I send her my birth date, time, and location in advance, and she begins our call by asking me about myself and what I want guidance on. “We can look at the timing and see when things are likely to happen,” she says. “Astrology is kind of like the weather.” In 30 minutes, I’m hoping she can steer me out of the anxiety around my book project.
“Sometimes I’m so into someone’s life, it feels like I’m in their lingerie drawer.”
Cutter tells me there are a lot of “funny things” in my chart. She proceeds to identify personality traits and life events only those closest to me would know: I don’t like doing things I’m not good at (“because of my North Node,” which is in Pisces); my mom is a big influence in my life (lots of Virgo energy); something serious happened at age 6 (my parents got divorced); and I need to be careful with wine (I am five years sober because I wasn’t so careful with wine). According to the destiny card system, I was born on a “really dynamic and powerful” day, and I’m a five of clubs, along with Christopher Walken, Woody Harrelson, Al Gore, and Monica Lewinsky. I am what Cutter labels a “truth seeker” — as a journalist, this tracks.
Cutter started her own career as a speech therapist for autistic children. That work took her to Kauai, a “spiritual mecca,” she says, where she started learning about different kinds of readings. From there, she pursued music — “My astrology told me I’d be good at music, which, by the way, you would be very good at it, too” — and in between various gigs (folk, children's music, classic rock), she began offering her own readings via Skype. There was a stint in Ibiza: “The founder of human design, who [lived in] Ibiza, died suddenly. I had met a famous Dutch DJ and human design analyst, and we fell in love. He was like, ‘Babe, let’s go to Ibiza. My guru just died.’” She also logged time in Brazil and Jackson Hole, Wyoming, before settling in Colorado, where she works with about 1,000 clients a year.

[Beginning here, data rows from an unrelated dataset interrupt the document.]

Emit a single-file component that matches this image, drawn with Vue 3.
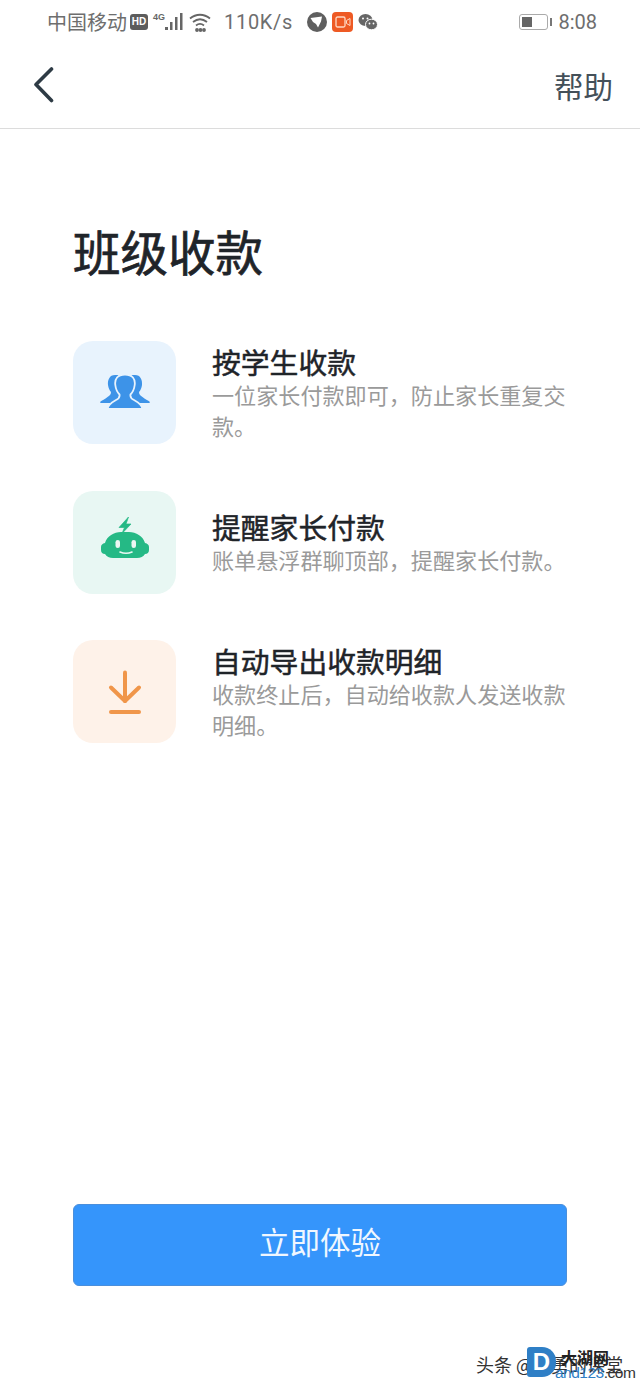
<script setup>
const items = [
  { key: 'blue', title: '按学生收款', desc: '一位家长付款即可，防止家长重复交款。' },
  { key: 'green', title: '提醒家长付款', desc: '账单悬浮群聊顶部，提醒家长付款。' },
  { key: 'orange', title: '自动导出收款明细', desc: '收款终止后，自动给收款人发送收款明细。' }
]
</script>

<template>
  <div class="page">
    <div class="status">
      <div class="status-left">
        <span class="carrier">中国移动</span>
        <span class="hd">HD</span>
        <span class="signal">
          <span class="net">4G</span>
          <svg width="22" height="20" viewBox="0 0 22 20"><g fill="#666"><rect x="0" y="15" width="3" height="3"/><rect x="5" y="10" width="2.500" height="8"/><rect x="10" y="5" width="2.500" height="13"/><rect x="15" y="1" width="2.500" height="17"/></g></svg>
        </span>
        <svg class="wifi" width="24" height="20" viewBox="0 0 24 20" fill="none" stroke="#666" stroke-width="1.800"><path d="M2 6.500C8 1.500 16 1.500 22 6.500"/><path d="M5 10C9.500 6.500 14.500 6.500 19 10"/><path d="M8 13.500C10.500 11.500 13.500 11.500 16 13.500"/><circle cx="9" cy="18" r="1" fill="#666"/><circle cx="12.500" cy="18" r="1" fill="#666"/><circle cx="16" cy="18" r="1" fill="#666"/></svg>
        <span class="speed">110K/s</span>
        <span class="apps">
          <svg width="20" height="20" viewBox="0 0 20 20"><circle cx="10" cy="10" r="10" fill="#5f5f5f"/><path d="M3.500 6L15 4.500L14 9.500L11 15.500L9 12L6 10Z" fill="#fff"/></svg>
          <svg width="21" height="20" viewBox="0 0 21 20"><rect width="21" height="20" rx="4" fill="#ee5a24"/><rect x="4" y="5" width="9" height="10" rx="1.500" fill="none" stroke="#ffd9c4" stroke-width="1.300"/><path d="M14.500 8.500L18 6.500V13.500L14.500 11.500Z" fill="none" stroke="#ffd9c4" stroke-width="1"/></svg>
          <svg width="20" height="18" viewBox="0 0 20 18"><ellipse cx="7.500" cy="7" rx="7" ry="6" fill="#666"/><ellipse cx="13.500" cy="11.500" rx="6" ry="5.300" fill="#666" stroke="#fff" stroke-width="1"/><circle cx="5" cy="5.500" r="1" fill="#fff"/><circle cx="9.500" cy="5.500" r="1" fill="#fff"/><circle cx="11.500" cy="10.500" r=".9" fill="#fff"/><circle cx="15.500" cy="10.500" r=".9" fill="#fff"/></svg>
        </span>
      </div>
      <div class="status-right">
        <span class="battery"><span class="battery-fill"></span></span>
        <span class="battery-tip"></span>
        <span class="time">8:08</span>
      </div>
    </div>

    <header class="nav">
      <svg width="22" height="36" viewBox="0 0 22 36" fill="none" stroke="#2e3b45" stroke-width="3.600" stroke-linecap="round" stroke-linejoin="round"><path d="M18.500 2L3 17.500L18.500 33.500"/></svg>
      <span class="help">帮助</span>
    </header>

    <main class="content">
      <h1 class="title">班级收款</h1>

      <ul class="list">
        <li v-for="item in items" :key="item.key" class="item">
          <div class="tile" :class="item.key">
            <svg v-if="item.key === 'blue'" width="50" height="38" viewBox="0 0 50 38">
              <path d="M15 1C9.500 1 7.500 6 8 11C8.500 14 9.500 16.500 11 18C11 20.500 9.500 21.500 7.500 23C5 25 2 26.500 0 28C0 28.700 .7 29 2 29H25V1Z" fill="#3d93e8"/>
              <path d="M35 1C40.500 1 42.500 6 42 11C41.500 14 40.500 16.500 39 18C39 20.500 40.500 21.500 42.500 23C45 25 48 26.500 50 28C50 28.700 49.300 29 48 29H25V1Z" fill="#3d93e8"/>
              <path d="M25 .5C17.500 .5 14.500 5 15.300 11C15.800 15 17.500 18.500 19.500 20.500C20 23 19 24.500 16 26C11.500 28.500 8 31.500 7.500 35H42.500C42 31.500 38.500 28.500 34 26C31 24.500 30 23 30.500 20.500C32.500 18.500 34.200 15 34.700 11C35.500 5 32.500 .5 25 .5Z" fill="#3d93e8" stroke="#e8f3fd" stroke-width="1.800"/>
            </svg>
            <svg v-else-if="item.key === 'green'" width="48" height="50" viewBox="0 0 48 50">
              <path d="M27.500 0L18 10.500H23.500L21 16.500L30 7H25Z" fill="#25b985" stroke="#25b985" stroke-width=".7"/>
              <path d="M4 26C6 19 13 15 20 15H28C35 15 42 19 44 26C46.500 26.500 48 28 48 30V33C48 35.500 46.500 37 44 37C42.500 39.500 39.500 41 36 41H12C8.500 41 5.500 39.500 4 37C1.500 37 0 35.500 0 33V30C0 28 1.500 26.500 4 26Z" fill="#25b985"/>
              <rect x="14.500" y="23" width="4.500" height="8" rx="2.250" fill="#eaf7f3"/>
              <rect x="30.500" y="23" width="4.500" height="8" rx="2.250" fill="#eaf7f3"/>
              <path d="M19 35C22.500 36.500 27.500 36.500 31 35" fill="none" stroke="#eaf7f3" stroke-width="1.600" stroke-linecap="round"/>
            </svg>
            <svg v-else width="34" height="44" viewBox="0 0 34 44" fill="none" stroke="#f0964a" stroke-width="4" stroke-linecap="round" stroke-linejoin="round">
              <path d="M17 2.500V31"/><path d="M3 17.500L17 31L31 17.500"/><path d="M3 42H31"/>
            </svg>
          </div>
          <div class="text">
            <h2 class="item-title">{{ item.title }}</h2>
            <p class="item-desc">{{ item.desc }}</p>
          </div>
        </li>
      </ul>

      <button class="cta">立即体验</button>
    </main>

    <div class="mark">
      <span class="mark-text">头条 @郭勇的课堂</span>
      <span class="mark-d">D</span>
      <span class="mark-cn">大湖网</span>
      <span class="mark-en">and123<span class="mark-com">.com</span></span>
    </div>
  </div>
</template>

<style>
body { margin: 0; background: #fff; }
</style>

<style scoped>
.page {
  position: relative;
  width: 640px;
  height: 1387px;
  overflow: hidden;
  background: #fff;
  font-family: "Noto Sans CJK SC", "Noto Sans", sans-serif;
}
.status {
  height: 44px;
  padding: 0 43px 0 47px;
  display: flex;
  align-items: center;
  justify-content: space-between;
  color: #6e6e6e;
  font-size: 20px;
}
.status-left, .status-right { display: flex; align-items: center; }
.carrier { font-size: 20px; line-height: 24px; white-space: nowrap; }
.hd {
  margin-left: 3px;
  width: 18px;
  height: 16px;
  border-radius: 3px;
  background: #5c5c5c;
  color: #fff;
  font: 700 10px/16px "Liberation Sans", sans-serif;
  text-align: center;
}
.signal { display: flex; align-items: center; margin-left: 5px; position: relative; padding-left: 12px; }
.net {
  position: absolute;
  left: 0;
  top: 0;
  font: 700 9px/10px "Liberation Sans", sans-serif;
  color: #666;
}
.wifi { margin-left: 1px; }
.speed {
  margin-left: 12px;
  font-family: "Roboto", "Liberation Sans", sans-serif;
  font-size: 20px;
  letter-spacing: .7px;
}
.apps { display: flex; align-items: center; margin-left: 14px; gap: 5px; }
.battery {
  width: 29px;
  height: 16px;
  box-sizing: border-box;
  border: 1.500px solid #aaa;
  border-radius: 3px;
  padding: 2px;
  display: flex;
}
.battery-fill { width: 10px; background: #666; }
.battery-tip { width: 2px; height: 8px; margin-left: 2px; background: #777; }
.time {
  margin-left: 6px;
  font-family: "Roboto", "Liberation Sans", sans-serif;
  font-size: 20px;
}
.nav {
  height: 85px;
  box-sizing: border-box;
  padding: 0 27px 2px 33px;
  border-bottom: 1px solid #dcdcdc;
  display: flex;
  align-items: center;
  justify-content: space-between;
}
.help { font-size: 29.500px; line-height: 40px; color: #445059; }
.content { padding: 0 73px; display: flex; flex-direction: column; }
.title {
  margin: 88px 0 0;
  font-size: 47.500px;
  line-height: 68px;
  font-weight: 400;
  -webkit-text-stroke: .7px #1f2429;
  color: #1f2429;
  white-space: nowrap;
}
.list {
  list-style: none;
  margin: 56px 0 0;
  padding: 0;
  display: flex;
  flex-direction: column;
  gap: 46.500px;
}
.item { display: flex; align-items: center; gap: 36px; }
.tile {
  flex: none;
  width: 103px;
  height: 103px;
  border-radius: 20px;
  display: flex;
  align-items: center;
  justify-content: center;
}
.blue { background: #e8f3fd; }
.green { background: #e8f7f3; }
.orange { background: #fef2e9; }
.text { width: 355px; }
.item-title {
  margin: 0;
  font-size: 28.800px;
  line-height: 34px;
  font-weight: 400;
  -webkit-text-stroke: .5px #1f2429;
  color: #1f2429;
  white-space: nowrap;
}
.item-desc {
  margin: 0;
  font-size: 22.100px;
  line-height: 31px;
  color: #9a9a9a;
}
.cta {
  margin-top: 461px;
  height: 82px;
  border: 1px solid #4a8fdc;
  border-radius: 6px;
  background: #3595fb;
  color: #f0f7ff;
  font-family: inherit;
  font-size: 30.500px;
  padding: 0 0 8px;
}
.mark {
  position: absolute;
  left: 476px;
  top: 1342px;
  width: 164px;
  height: 45px;
}
.mark-text {
  position: absolute;
  left: 0;
  top: 10px;
  font-size: 18px;
  line-height: 24px;
  color: #333;
  white-space: nowrap;
}
.mark-d {
  position: absolute;
  left: 51px;
  top: 5px;
  width: 29px;
  height: 30px;
  border-radius: 3px 14px 14px 3px;
  background: #2f7fc6;
  color: #fff;
  font: 700 24px/30px "Liberation Sans", sans-serif;
  text-align: center;
}
.mark-cn {
  position: absolute;
  left: 85px;
  top: 5px;
  font-size: 16px;
  line-height: 20px;
  font-weight: 700;
  color: #222;
  white-space: nowrap;
}
.mark-en {
  position: absolute;
  left: 79px;
  top: 21px;
  font: 15.500px/20px "Liberation Sans", sans-serif;
  letter-spacing: -.5px;
  color: #2f7fc6;
  white-space: nowrap;
}
.mark-com { color: #333; }
</style>
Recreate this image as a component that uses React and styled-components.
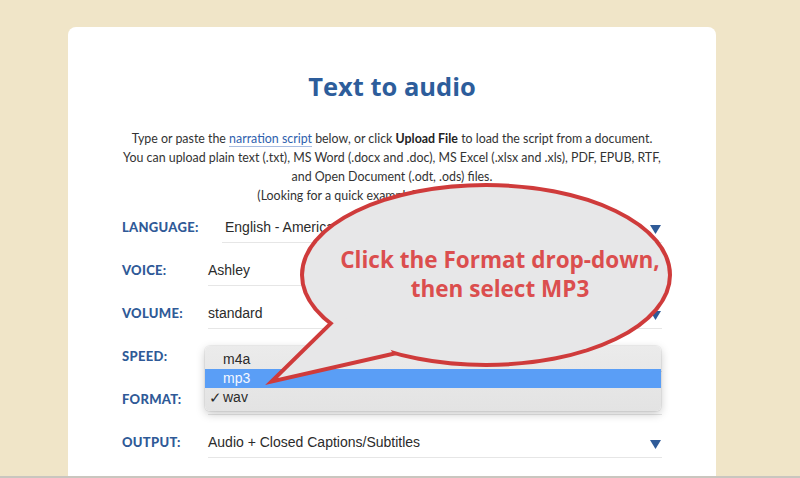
import React from 'react';
import styled, { createGlobalStyle } from 'styled-components';

const GlobalStyle = createGlobalStyle`
  html, body {
    margin: 0;
    padding: 0;
    background: #f0e5c8;
  }
  * {
    box-sizing: border-box;
  }
`;

// speed and format values sit under the open menu, so they are left blank
const fields = [
  { label: 'LANGUAGE:', value: 'English - American', indent: true },
  { label: 'VOICE:', value: 'Ashley' },
  { label: 'VOLUME:', value: 'standard' },
  { label: 'SPEED:', value: '' },
  { label: 'FORMAT:', value: '', menu: true },
  { label: 'OUTPUT:', value: 'Audio + Closed Captions/Subtitles' },
];

const formats = [
  { name: 'm4a' },
  { name: 'mp3', active: true },
  { name: 'wav', checked: true },
];

const Arrow = () => (
  <ArrowIcon viewBox="0 0 11 9">
    <path d="M0 0 H11 L5.5 9 Z" fill="#2f5b98" />
  </ArrowIcon>
);

const SpeechBubble = () => (
  <BubbleLayer>
    <svg width="480" height="210" viewBox="0 0 480 210">
      <g fill="#cf3b3b" stroke="#cf3b3b" strokeWidth="8" strokeLinejoin="miter">
        <ellipse cx="221" cy="93" rx="182" ry="88" />
        <polygon points="72,138 13,196 127,170 105,133" />
      </g>
      <g fill="#e7e7e8">
        <ellipse cx="221" cy="93" rx="182" ry="88" />
        <polygon points="72,138 13,196 127,170 105,133" />
      </g>
    </svg>
    <BubbleText>
      Click the Format drop-down,
      <br />
      then select MP3
    </BubbleText>
  </BubbleLayer>
);

const FormatMenu = () => (
  <Menu>
    {formats.map((f) => (
      <Option key={f.name} $active={f.active}>
        {f.checked && <Check>✓</Check>}
        {f.name}
      </Option>
    ))}
  </Menu>
);

const App = () => {
  return (
    <Page>
      <GlobalStyle />
      <Card>
        <Title>Text to audio</Title>
        <Description>
          Type or paste the <Link>narration script</Link> below, or click <b>Upload File</b> to load the
          script from a document.
          <br />
          You can upload plain text (.txt), MS Word (.docx and .doc), MS Excel (.xlsx and .xls), PDF, EPUB,
          RTF,
          <br />
          and Open Document (.odt, .ods) files.
          <br />
          (Looking for a quick example? Try a sample script.)
        </Description>
        <Form>
          {fields.map((f) => (
            <Field key={f.label}>
              <Label>{f.label}</Label>
              <ValueBox $indent={f.indent}>
                <span>{f.value}</span>
                <Arrow />
              </ValueBox>
              {f.menu && <FormatMenu />}
            </Field>
          ))}
        </Form>
        <SpeechBubble />
      </Card>
    </Page>
  );
};

export default App;

const Page = styled.div`
  height: 478px;
  overflow: hidden;
  padding: 27px 0 0 68px;
  border-bottom: 2px solid #c9c6bf;
`;

const Card = styled.div`
  position: relative;
  width: 648px;
  min-height: 470px;
  padding: 44px 54px 0;
  background: #ffffff;
  border-radius: 8px 8px 0 0;
`;

const Title = styled.h1`
  margin: 0;
  text-align: center;
  font-family: 'Open Sans', sans-serif;
  font-size: 25.5px;
  line-height: 31px;
  font-weight: 700;
  color: #2d5d9b;
`;

const Description = styled.p`
  margin: 27px -40px 0;
  text-align: center;
  white-space: nowrap;
  font-family: Lato, sans-serif;
  font-size: 12.4px;
  line-height: 19px;
  color: #333333;

  b {
    font-weight: 700;
    color: #222222;
  }
`;

const Link = styled.span`
  color: #2f5fae;
  border-bottom: 1px solid #a9bde0;
`;

const Form = styled.div`
  display: flex;
  flex-direction: column;
  gap: 11px;
  margin-top: 6px;
`;

const Field = styled.div`
  position: relative;
  display: flex;
  align-items: center;
  height: 32px;
`;

const Label = styled.div`
  width: 86px;
  flex-shrink: 0;
  font-family: Lato, sans-serif;
  font-size: 13px;
  font-weight: 900;
  letter-spacing: 0.3px;
  color: #2f5a97;
`;

const ValueBox = styled.div`
  flex: 1;
  height: 100%;
  display: flex;
  align-items: center;
  justify-content: space-between;
  margin-left: ${(p) => (p.$indent ? '14px' : '0')};
  padding-left: ${(p) => (p.$indent ? '3px' : '0')};
  border-bottom: 1px solid #e6e6e6;
  font-family: 'Liberation Sans', Arial, sans-serif;
  font-size: 14px;
  color: #2b2b2b;
`;

const ArrowIcon = styled.svg`
  width: 11px;
  height: 9px;
  margin: 6px 1px 0 0;
  flex-shrink: 0;
`;

const Menu = styled.div`
  position: absolute;
  top: -37px;
  left: 83px;
  right: 1px;
  height: 65px;
  padding: 4px 0;
  border-radius: 5px;
  background: linear-gradient(#ebebeb, #e3e3e3);
  box-shadow: 0 3px 10px rgba(0, 0, 0, 0.22), 0 0 0 1px rgba(0, 0, 0, 0.05);
  z-index: 2;
`;

const Option = styled.div`
  position: relative;
  height: 19px;
  line-height: 19px;
  padding-left: 18px;
  font-family: 'Liberation Sans', Arial, sans-serif;
  font-size: 14px;
  color: ${(p) => (p.$active ? '#f4f7ff' : '#2b2b2b')};
  background: ${(p) => (p.$active ? '#5a9ef6' : 'transparent')};
`;

const Check = styled.span`
  position: absolute;
  left: 4px;
  top: 0;
  font-size: 15px;
`;

const BubbleLayer = styled.div`
  position: absolute;
  left: 197px;
  top: 155px;
  width: 480px;
  height: 210px;
  z-index: 3;
  pointer-events: none;

  svg {
    position: absolute;
    inset: 0;
  }
`;

const BubbleText = styled.div`
  position: absolute;
  left: 0;
  top: 63px;
  width: 470px;
  text-align: center;
  font-family: 'Open Sans', sans-serif;
  font-size: 22.5px;
  line-height: 29px;
  font-weight: 700;
  color: #db4e4e;
`;
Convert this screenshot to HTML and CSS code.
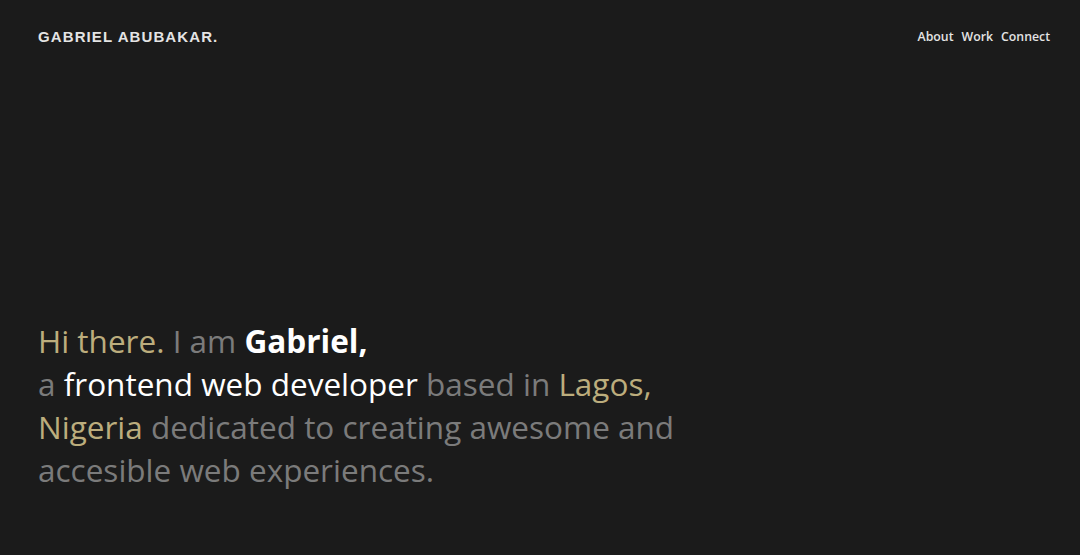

“Can I just talk some sh*t on you for a second here?” Cutter asks with a laugh, before launching into a perfect summation of my bullsh*t. “In all of your past lives, you were a surgeon, an army general, somebody who had to literally be perfect or people died. So there’s this insane sense of urgency,” she says. “My joke about your placement is that you’re the kind of person that will record an album for 20 years but never release it because it’s not perfect.”
Cutter doesn’t believe her readings are fixed, however. “You have control over your life,” she promises. She identifies these patterns and traits as a means for growth. “I find astrology really useful. I always tell people it’s how I try to fix all my glaring personality deficits,” Cutter says. “It shows you these facets of your personality and which ones tend to dominate, and how to balance that out.”
Ultimately, astrology is about understanding that “there is a loving force in the universe that’s trying to make things easier and better for us,” she says.
And she’s got some good news for me: Although the beginning of my life was challenging, this fall, I’ll be able to finally push through the perfectionist terror that’s been holding me back. “This is a year where you are obligated, on a spiritual level, to step onto this higher path,” she says. “You will find something that you were meant to do from the day you were born.”
After everything I’ve tried, I think I believe her.